* [WORK TO DO]: Transcribe the material in full. Nothing should differ except that the pictures are left out.
===== DATA SEGMENT =====
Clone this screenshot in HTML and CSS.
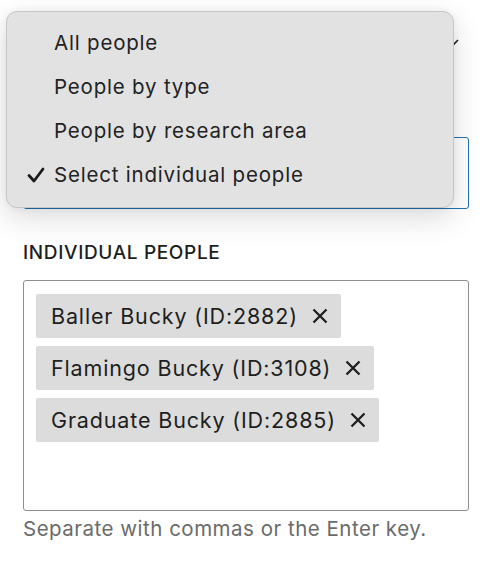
FILE: index.html
```html
<!DOCTYPE html>
<html lang="en">
<head>
<meta charset="utf-8">
<title>People selector</title>
<link rel="stylesheet" href="styles.css">
</head>
<body>
<div class="panel">
  <div class="select select-top">
    <svg class="chev" width="10" height="8" viewBox="0 0 10 8"><path d="M1 2l4 4 4-4" fill="none" stroke="#1e1e1e" stroke-width="1.6"/></svg>
  </div>
  <div class="select select-focus"></div>

  <div class="label">INDIVIDUAL PEOPLE</div>
  <div class="tokens">
    <span class="token">Baller Bucky (ID:2882)<svg class="x" width="16" height="16" viewBox="0 0 16 16"><path d="M1.5 1.5L14.5 14.5M14.5 1.5L1.5 14.5" stroke="#1e1e1e" stroke-width="2.3"/></svg></span>
    <span class="token">Flamingo Bucky (ID:3108)<svg class="x" width="16" height="16" viewBox="0 0 16 16"><path d="M1.5 1.5L14.5 14.5M14.5 1.5L1.5 14.5" stroke="#1e1e1e" stroke-width="2.3"/></svg></span>
    <span class="token">Graduate Bucky (ID:2885)<svg class="x" width="16" height="16" viewBox="0 0 16 16"><path d="M1.5 1.5L14.5 14.5M14.5 1.5L1.5 14.5" stroke="#1e1e1e" stroke-width="2.3"/></svg></span>
  </div>
  <div class="help">Separate with commas or the Enter key.</div>
</div>

<ul class="menu">
  <li class="item">All people</li>
  <li class="item">People by type</li>
  <li class="item">People by research area</li>
  <li class="item checked"><svg class="check" width="18" height="16" viewBox="0 0 18 16"><path d="M2 8.5l5 5.5L16 2" fill="none" stroke="#1a1a1a" stroke-width="2.8" stroke-linecap="round" stroke-linejoin="round"/></svg>Select individual people</li>
</ul>
</body>
</html>
```
FILE: styles.css
```css
* { box-sizing: border-box; }
html, body { margin: 0; padding: 0; background: #fff; }
body {
  font-family: Inter, "Noto Sans", sans-serif;
  color: #1e1e1e;
  width: 490px;
  height: 562px;
  overflow: hidden;
  position: relative;
}
.panel {
  padding: 20px 21px 0 23px;
  display: flex;
  flex-direction: column;
}
.select {
  border-radius: 3px;
}
.select-top {
  height: 44px;
  display: flex;
  align-items: center;
  justify-content: flex-end;
  padding: 0 10px 0 12px;
}
.select-focus {
  margin-top: 73px;
  height: 72px;
  border: 1.5px solid #2271b1;
}
.label {
  margin-top: 32px;
  font-size: 19px;
  font-weight: 500;
  line-height: 24px;
  letter-spacing: 0.65px;
}
.tokens {
  margin-top: 15px;
  height: 231px;
  border: 1px solid #8f8f8f;
  border-radius: 3px;
  padding: 13px 12px;
  display: flex;
  flex-direction: column;
  align-items: flex-start;
  gap: 8px;
}
.token {
  height: 44px;
  background: #dcdcdc;
  border-radius: 2px;
  display: flex;
  align-items: center;
  padding: 0 13px 0 15px;
  font-size: 21.5px;
  letter-spacing: 0.85px;
  gap: 14px;
}
.x { flex: none; }
.help {
  margin-top: 5px;
  font-size: 20.5px;
  line-height: 26px;
  letter-spacing: 0.5px;
  color: #6b6b6b;
}
.menu {
  position: absolute;
  left: 6px;
  top: 11px;
  width: 448px;
  height: 197px;
  margin: 0;
  padding: 8px 0 0;
  list-style: none;
  background: #e2e2e2;
  border: 1px solid #c6c6c6;
  border-radius: 11px;
  box-shadow: 0 10px 30px rgba(0,0,0,0.14), 0 0 8px rgba(0,0,0,0.06);
}
.item {
  height: 44px;
  display: flex;
  align-items: center;
  padding-left: 47px;
  font-size: 20.5px;
  letter-spacing: 0.8px;
  color: #222;
  position: relative;
}
.check {
  position: absolute;
  left: 20px;
  top: 15px;
}
```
=====
* [TASK SOLUTION]:
Clone this screenshot in HTML and CSS.
FILE: index.html
```html
<!DOCTYPE html>
<html lang="en">
<head>
<meta charset="utf-8">
<title>People selector</title>
<link rel="stylesheet" href="styles.css">
</head>
<body>
<div class="panel">
  <div class="select select-top">
    <svg class="chev" width="10" height="8" viewBox="0 0 10 8"><path d="M1 2l4 4 4-4" fill="none" stroke="#1e1e1e" stroke-width="1.6"/></svg>
  </div>
  <div class="select select-focus"></div>

  <div class="label">INDIVIDUAL PEOPLE</div>
  <div class="tokens">
    <span class="token">Baller Bucky (ID:2882)<svg class="x" width="16" height="16" viewBox="0 0 16 16"><path d="M1.5 1.5L14.5 14.5M14.5 1.5L1.5 14.5" stroke="#1e1e1e" stroke-width="2.3"/></svg></span>
    <span class="token">Flamingo Bucky (ID:3108)<svg class="x" width="16" height="16" viewBox="0 0 16 16"><path d="M1.5 1.5L14.5 14.5M14.5 1.5L1.5 14.5" stroke="#1e1e1e" stroke-width="2.3"/></svg></span>
    <span class="token">Graduate Bucky (ID:2885)<svg class="x" width="16" height="16" viewBox="0 0 16 16"><path d="M1.5 1.5L14.5 14.5M14.5 1.5L1.5 14.5" stroke="#1e1e1e" stroke-width="2.3"/></svg></span>
  </div>
  <div class="help">Separate with commas or the Enter key.</div>
</div>

<ul class="menu">
  <li class="item">All people</li>
  <li class="item">People by type</li>
  <li class="item">People by research area</li>
  <li class="item checked"><svg class="check" width="18" height="16" viewBox="0 0 18 16"><path d="M2 8.5l5 5.5L16 2" fill="none" stroke="#1a1a1a" stroke-width="2.8" stroke-linecap="round" stroke-linejoin="round"/></svg>Select individual people</li>
</ul>
</body>
</html>
```
FILE: styles.css
```css
* { box-sizing: border-box; }
html, body { margin: 0; padding: 0; background: #fff; }
body {
  font-family: Inter, "Noto Sans", sans-serif;
  color: #1e1e1e;
  width: 490px;
  height: 562px;
  overflow: hidden;
  position: relative;
}
.panel {
  padding: 20px 21px 0 23px;
  display: flex;
  flex-direction: column;
}
.select {
  border-radius: 3px;
}
.select-top {
  height: 44px;
  display: flex;
  align-items: center;
  justify-content: flex-end;
  padding: 0 10px 0 12px;
}
.select-focus {
  margin-top: 73px;
  height: 72px;
  border: 1.5px solid #2271b1;
}
.label {
  margin-top: 32px;
  font-size: 19px;
  font-weight: 500;
  line-height: 24px;
  letter-spacing: 0.65px;
}
.tokens {
  margin-top: 15px;
  height: 231px;
  border: 1px solid #8f8f8f;
  border-radius: 3px;
  padding: 13px 12px;
  display: flex;
  flex-direction: column;
  align-items: flex-start;
  gap: 8px;
}
.token {
  height: 44px;
  background: #dcdcdc;
  border-radius: 2px;
  display: flex;
  align-items: center;
  padding: 0 13px 0 15px;
  font-size: 21.5px;
  letter-spacing: 0.85px;
  gap: 14px;
}
.x { flex: none; }
.help {
  margin-top: 5px;
  font-size: 20.5px;
  line-height: 26px;
  letter-spacing: 0.5px;
  color: #6b6b6b;
}
.menu {
  position: absolute;
  left: 6px;
  top: 11px;
  width: 448px;
  height: 197px;
  margin: 0;
  padding: 8px 0 0;
  list-style: none;
  background: #e2e2e2;
  border: 1px solid #c6c6c6;
  border-radius: 11px;
  box-shadow: 0 10px 30px rgba(0,0,0,0.14), 0 0 8px rgba(0,0,0,0.06);
}
.item {
  height: 44px;
  display: flex;
  align-items: center;
  padding-left: 47px;
  font-size: 20.5px;
  letter-spacing: 0.8px;
  color: #222;
  position: relative;
}
.check {
  position: absolute;
  left: 20px;
  top: 15px;
}
```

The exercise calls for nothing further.